A new study shows improvement in visual working memory in older adults following ten hours training with a commercial brain training program. The performance gains correlated with changes in brain activity.

While brain training programs can certainly improve your ability to do the task you’re practicing, there has been little evidence that this transfers to other tasks. In particular, the holy grail has been very broad transfer, through improvement in working memory. While there has been some evidence of this in pilot programs for children with ADHD, a new study is the first to show such improvement in older adults using a commercial brain training program.

A study involving 30 healthy adults aged 60 to 89 has demonstrated that ten hours of training on a computer game designed to boost visual perception improved perceptual abilities significantly, and also increased the accuracy of their visual working memory to the level of younger adults. There was a direct link between improved performance and changes in brain activity in the visual association cortex.

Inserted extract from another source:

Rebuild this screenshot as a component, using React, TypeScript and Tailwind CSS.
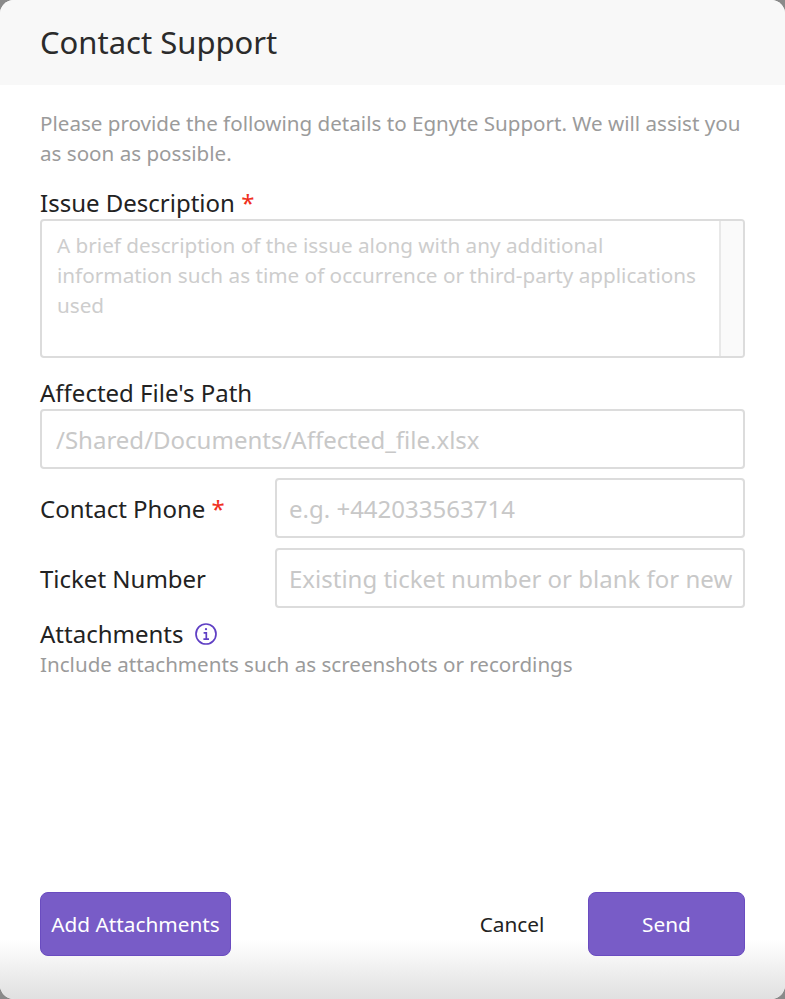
import React from 'react';

const font = "font-['Noto_Sans','Open_Sans',sans-serif]";

const inputClass =
  'h-[60px] w-full rounded border-2 border-[#dcdcdc] bg-white pl-[12px] pr-[8px] text-[24px] tracking-normal text-[#333] outline-none placeholder:text-[#c8c8c8]';

const Star = () => <span className="text-[#f0301e]">*</span>;

export default function App() {
  return (
    <div className={`${font} relative h-[999px] w-[785px] overflow-hidden bg-[#8a8a8a]`}>
      <div className="flex h-full w-full flex-col overflow-hidden rounded-[14px] bg-white">
        {/* Header */}
        <div className="flex h-[85px] shrink-0 items-center bg-[#f8f8f8] pl-[40px]">
          <h1 className="text-[31px] font-normal leading-none text-[#2b2b2b]">Contact Support</h1>
        </div>

        {/* Body */}
        <div className="flex flex-1 flex-col px-[40px] pt-[23px]">
          <p className="text-[20.6px] leading-[30px] text-[#9b9b9b]">
            Please provide the following details to Egnyte Support. We will assist you as soon as possible.
          </p>

          <label className="mt-[17px] text-[24px] leading-[36px] text-[#222]">
            Issue Description <Star />
          </label>
          <div className="mt-[-2px] flex h-[139px] w-full overflow-hidden rounded border-2 border-[#dcdcdc] bg-white">
            <div className="flex-1 pl-[15px] pr-[20px] pt-[9px] text-[20.7px] leading-[30px] text-[#cdcdcd]">
              A brief description of the issue along with any additional information such as time of occurrence or third-party applications used
            </div>
            <div className="w-[24px] shrink-0 border-l-2 border-[#e8e8e8] bg-[#fafafa]" />
          </div>

          <label className="mt-[17px] text-[24px] leading-[36px] text-[#222]">Affected File's Path</label>
          <input className={`${inputClass} mt-[-2px] pl-[14px]`} placeholder="/Shared/Documents/Affected_file.xlsx" readOnly />

          <div className="mt-[9px] flex items-center">
            <label className="w-[235px] shrink-0 pt-[2px] text-[24px] text-[#222]">
              Contact Phone <Star />
            </label>
            <input className={inputClass} placeholder="e.g. +442033563714" readOnly />
          </div>

          <div className="mt-[10px] flex items-center">
            <label className="w-[235px] shrink-0 pt-[2px] text-[24px] text-[#222]">Ticket Number</label>
            <input className={inputClass} placeholder="Existing ticket number or blank for new" readOnly />
          </div>

          <div className="mt-[8px] flex items-center gap-[11px] text-[24px] leading-[36px] text-[#222]">
            <span>Attachments</span>
            <svg width="24" height="24" viewBox="0 0 24 24" fill="none" stroke="#5f3fc4" strokeWidth="1.7">
              <circle cx="12" cy="12" r="10" />
              <circle cx="12" cy="7.2" r="1.1" fill="#5f3fc4" stroke="none" />
              <path d="M9.6 10.9H12.3V17M9.4 17.1H15" />
            </svg>
          </div>
          <p className="text-[20.6px] leading-[24px] text-[#9b9b9b]">Include attachments such as screenshots or recordings</p>
        </div>

        {/* Footer */}
        <div className="flex h-[107px] shrink-0 items-start bg-gradient-to-b from-white from-45% to-[#e0e0e0] px-[40px]">
          <button className="h-[64px] w-[191px] rounded-lg border border-[#6a4cc0] bg-[#785cc7] pt-[1px] text-[20.8px] text-white">
            Add Attachments
          </button>
          <button className="ml-auto h-[64px] w-[128px] pt-[1px] text-[20.8px] text-[#222]">Cancel</button>
          <button className="ml-[12px] h-[64px] w-[157px] rounded-lg border border-[#6a4cc0] bg-[#785cc7] pt-[1px] text-[20.8px] text-white">
            Send
          </button>
        </div>
      </div>
    </div>
  );
}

The computer game was one of those developed by Posit Science. Memory improvement was measured about one week after the end of training. The improvement did not, however, withstand multi-tasking, which is a particular problem for older adults. The participants, half of whom underwent the training, were college educated. The training challenged players to discriminate between two different shapes of sine waves (S-shaped patterns) moving across the screen. The memory test (which was performed before and after training) involved watching dots move across the screen, followed by a short delay and then re-testing for the memory of the exact direction the dots had moved.